RelationalDBDesignRelationalDBDesign


Create Database   «Prev  Next»
Lesson 2Writing the CREATE DATABASE command
Objective Write the command to create the COIN database.

Writing CREATE DATABASE command

Using the MAX clauses

If you do decide to use the MAXLOGFILES, MAXLOGMEMBERS, and similar clauses of the CREATE DATABASE command, be sure to carefully read the manuals so that you understand exactly what these clauses do, and how they relate to the database initialization parameters.
Take MAXLOGFILES, for example. The temptation will be to set it to match the number of log files specified in the CREATE DATABASE command. This parameter actually relates to the number of log file groups, not individual files. Further, it is constrained at the lower end by the value of the log_files initialization parameter. This varies by release and operating system. On Windows NT, using Oracle 8.1.5, the default log_files value is 255, and consequently the lower limit for MAXLOGFILES would also be 255. To go lower, you would need to modify the log_files parameter and restart the instance.
There's nothing inherently wrong with using these clauses. It's just that sometimes there's more going on than meets the eye.

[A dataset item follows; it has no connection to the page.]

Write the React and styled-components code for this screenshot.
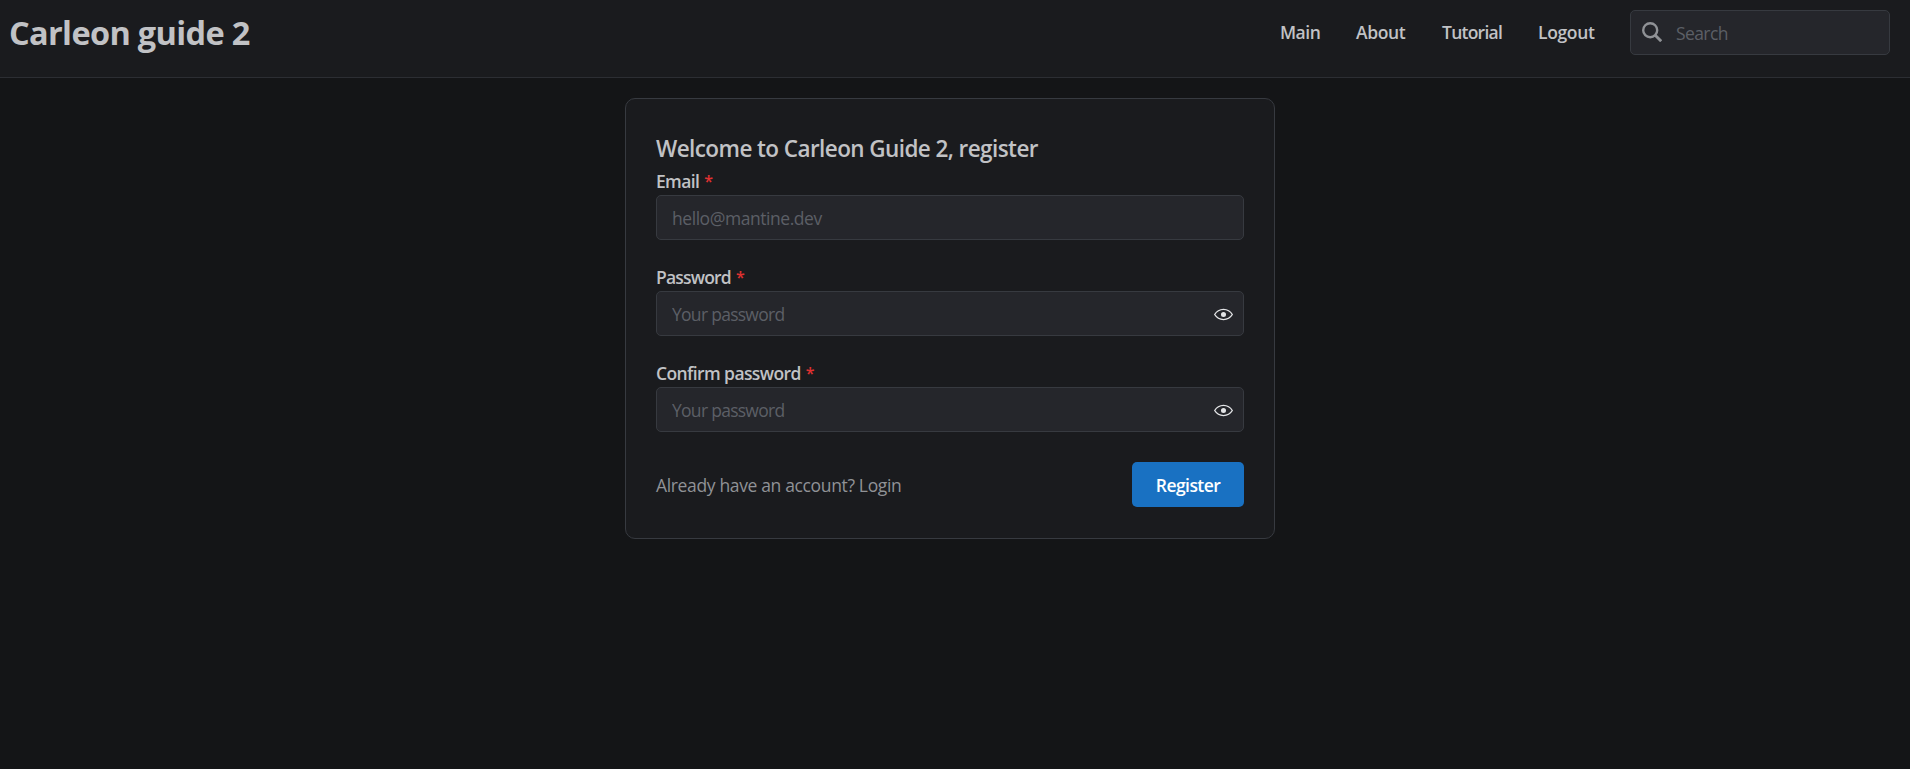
import React from "react";
import styled, { createGlobalStyle } from "styled-components";

const GlobalStyle = createGlobalStyle`
  *, *::before, *::after { box-sizing: border-box; }
  body {
    margin: 0;
    background: #141517;
    color: #c1c2c5;
    font-family: "Open Sans", "Noto Sans", sans-serif;
    font-size: 17.5px;
    line-height: 27px;
  }
`;

const Page = styled.div`
  display: flex;
  flex-direction: column;
  min-height: 100vh;
`;

const Header = styled.header`
  display: flex;
  justify-content: space-between;
  align-items: flex-start;
  height: 78px;
  padding: 10px 20px 0 9px;
  background: #1a1b1e;
  border-bottom: 1px solid #2c2e33;
`;

const Brand = styled.h1`
  margin: 0;
  font-size: 32.5px;
  line-height: 45px;
  font-weight: 700;
  letter-spacing: -0.66px;
  white-space: nowrap;
`;

const HeaderRight = styled.div`
  display: flex;
  align-items: center;
  height: 45px;
`;

const Nav = styled.nav`
  display: flex;
  margin-right: 35px;
  gap: 36px;
`;

const NavLink = styled.a`
  width: ${(p) => p.$width}px;
  color: inherit;
  font-weight: 600;
  letter-spacing: ${(p) => p.$spacing}px;
  text-decoration: none;
  white-space: nowrap;
`;

const InputBox = styled.div`
  display: flex;
  align-items: center;
  width: ${(p) => (p.$width ? p.$width + "px" : "100%")};
  height: 45px;
  padding: 0 10px 0 ${(p) => p.$left ?? 15}px;
  background: #25262b;
  border: 1px solid #373a40;
  border-radius: 5px;
`;

const Input = styled.input`
  flex: 1;
  min-width: 0;
  height: 100%;
  padding: 0;
  border: 0;
  outline: 0;
  background: transparent;
  color: #c1c2c5;
  font: inherit;
  letter-spacing: ${(p) => p.$spacing}px;
  &::placeholder { color: #5c5f66; opacity: 1; }
`;

const Card = styled.form`
  width: 650px;
  height: 441px;
  margin: 20px 0 0 625px;
  padding: 32px 30px 30px;
  background: #1a1b1e;
  border: 1px solid #373a40;
  border-radius: 10px;
`;

const Title = styled.h2`
  margin: 0 0 2px;
  font-size: 22.5px;
  line-height: 35px;
  font-weight: 600;
  letter-spacing: -0.58px;
  white-space: nowrap;
`;

const FieldBlock = styled.div`
  margin-bottom: 24px;
`;

const Label = styled.label`
  display: flex;
  gap: 5px;
  height: 27px;
  font-weight: 600;
  letter-spacing: ${(p) => p.$spacing}px;
`;

const Required = styled.span`
  color: #e03131;
  font-size: 16px;
`;

const Footer = styled.div`
  display: flex;
  align-items: center;
  justify-content: space-between;
  margin-top: 30px;
`;

const LoginHint = styled.a`
  padding-top: 2px;
  color: #909296;
  letter-spacing: -0.35px;
`;

const Submit = styled.button`
  width: 112px;
  height: 45px;
  padding: 2px 0 0;
  border: 0;
  border-radius: 5px;
  background: #1971c2;
  color: #fff;
  font: inherit;
  font-weight: 600;
  letter-spacing: -0.58px;
`;

const SearchGlyph = styled.svg`
  flex: none;
  width: 20px;
  height: 20px;
  margin: 0 14px 1px 0;
  color: #909296;
`;

const EyeGlyph = styled.svg`
  flex: none;
  width: 19px;
  height: 19px;
  margin-top: 1px;
  color: #e3e4e6;
`;

const SearchIcon = () => (
  <SearchGlyph viewBox="0 0 20 20" fill="none" stroke="currentColor" strokeWidth="2.4">
    <circle cx="8.2" cy="8.2" r="7" />
    <path d="M13.2 13.2l6 6" strokeWidth="2.9" />
  </SearchGlyph>
);

const EyeIcon = () => (
  <EyeGlyph viewBox="0 0 15 15" fill="currentColor" fillRule="evenodd">
    <path d="M7.5 11C4.8 11 2.52 9.62 1.1 7.5 2.52 5.38 4.8 4 7.5 4s4.98 1.38 6.4 3.5C12.48 9.62 10.2 11 7.5 11zm0 1c3.2 0 5.87-1.71 7.42-4.24a.5.5 0 0 0 0-.52C13.37 4.71 10.7 3 7.5 3S1.63 4.71.08 7.24a.5.5 0 0 0 0 .52C1.63 10.29 4.3 12 7.5 12zm0-2.5a2 2 0 1 0 0-4 2 2 0 0 0 0 4z" />
  </EyeGlyph>
);

function Field({ label, placeholder, type, labelSpacing, spacing }) {
  return (
    <FieldBlock>
      <Label $spacing={labelSpacing}>
        {label}
        <Required>*</Required>
      </Label>
      <InputBox>
        <Input type={type} placeholder={placeholder} $spacing={spacing} />
        {type === "password" && <EyeIcon />}
      </InputBox>
    </FieldBlock>
  );
}

export default function App() {
  return (
    <Page>
      <GlobalStyle />
      <Header>
        <Brand>Carleon guide 2</Brand>
        <HeaderRight>
          <Nav>
            <NavLink $width={40} $spacing={-0.5}>Main</NavLink>
            <NavLink $width={50} $spacing={-0.35}>About</NavLink>
            <NavLink $width={60} $spacing={-0.75}>Tutorial</NavLink>
            <NavLink $width={57} $spacing={-0.35}>Logout</NavLink>
          </Nav>
          <InputBox $width={260} $left={11}>
            <SearchIcon />
            <Input placeholder="Search" $spacing={-0.6} />
          </InputBox>
        </HeaderRight>
      </Header>
      <Card>
        <Title>Welcome to Carleon Guide 2, register</Title>
        <Field label="Email" type="email" placeholder="hello@mantine.dev" labelSpacing={-0.65} spacing={-0.45} />
        <Field label="Password" type="password" placeholder="Your password" labelSpacing={-0.8} spacing={-0.72} />
        <Field label="Confirm password" type="password" placeholder="Your password" labelSpacing={-0.6} spacing={-0.72} />
        <Footer>
          <LoginHint>Already have an account? Login</LoginHint>
          <Submit type="button">Register</Submit>
        </Footer>
      </Card>
    </Page>
  );
}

To create a new database, you need to start a new Oracle instance and execute a CREATE DATABASE command. This command will create the control files, the system tablespace file (or files), and one rollback segment in the system tablespace. Because CREATE DATABASE is a somewhat long command, it's best to write it ahead of time, and store it in a text file. Move your mouse over the following image to learn about the syntax of the command.
  1. CONTROLFILE_REUSE: Indicates that you want to reuse an existing set of control files by overwriting them. I rarely use this option. It's usually just as easy to recreate them from scratch.
  2. LOGFILE: Introduces the LOGFILE clause, which lets you specify an initial set of redo logs for your database.
  3. GROUP group_no: Logfiles are organized into groups. Each group has a number to identify it. The same information is written to each member of a group.
  4. log_file_name: The full path and filename of a log file.
  5. SIZE integer[K M]]: An optional clause that allows you to specify the size of a log file or a datafile. You should always use this. Don't rely on default file sizes. You may specify the size in bytes, kilobytes (K), or megabytes (M).
  6. MAXLOGFILES integer: Places an upper limit on the number of redo log groups that may be created for the database. Oracle reserves space for these groups in the control file.
  7. MAXLOGMEMBERS integer: Places an upper limit on the number of members in a redo log group.
  8. MAXLOGHISTORY integer: Used when running Oracle Parallel Server in archivelog mode. This controls the maximum number of archived log files that are tracked in the control file.
  9. MAXDATAFILES integer: Controls the initial size of the area within the control file that is used to keep track of datafiles. Whether this is a maximum depends on the value of the DB_FILES initialization parameter.
  10. MAXINSTANCES integer: Used with Parallel Server, and specifies the maximum number of instances that can simultaneously open this database.
  11. ARCHIVELOG: Causes the database to immediately be placed into archive log mode when it is created. I usually prefer not to do this. Instead I turn on archive log mode after all database, schema, and creation tasks have been completed.
  12. NOARCHIVELOG: This is the default setting and causes the database to be created in noarchive log mode.
  13. CHARACTER_SET ‘charset': Specifies the character set that the database uses to store data.
  14. NATIONAL_CHARACTER_SET ‘charset': Specifies the character set used to store data in NLS columns, such as those defined as NCHAR, NCLOB, and NVARCHAR2.
  15. DATAFILE ‘data_file_name': Specifies the name and directory path to use for the system tablespace's datafile
  16. AUTOEXTEND: Controls whether Oracle is allowed to expand the size of a datafile automatically. You have two choices: ON and OFF
  17. OFF: Tells Oracle that the datafile may not be automatically extended. You will need to manually extend the file or add more files if you need more space.
  18. ON: Tells Oracle that it can expand the size of the datafile when necessary.
  19. NEXT integer [K M]]: If autoextend is on, you can specify the amount of space to be added each time you extend the datafile.
  20. MAXSIZE {UNLIMITED integer [K M]]: If autoextend is on, allows you to place an upper limit on the file size.

Create Database Command Syntax

Specific clauses in command

The various clauses, such as MAXLOGFILES, MAXDATAFILES, and so forth, don't need to be written in the order shown above. You can write them in any order that you like. Most of the clauses are optional. They all have defaults, and unless I have specific reasons to change a particular default, I usually leave the clause out of the command. For this course, you should do the same. Two clauses that I always include, however, are the LOGFILE and DATAFILE clauses. I always include these so that I can explicitely name the files, specify their sizes, and place them where I want. Sizing is important. You, as the DBA, should always exert control over the size of your database files.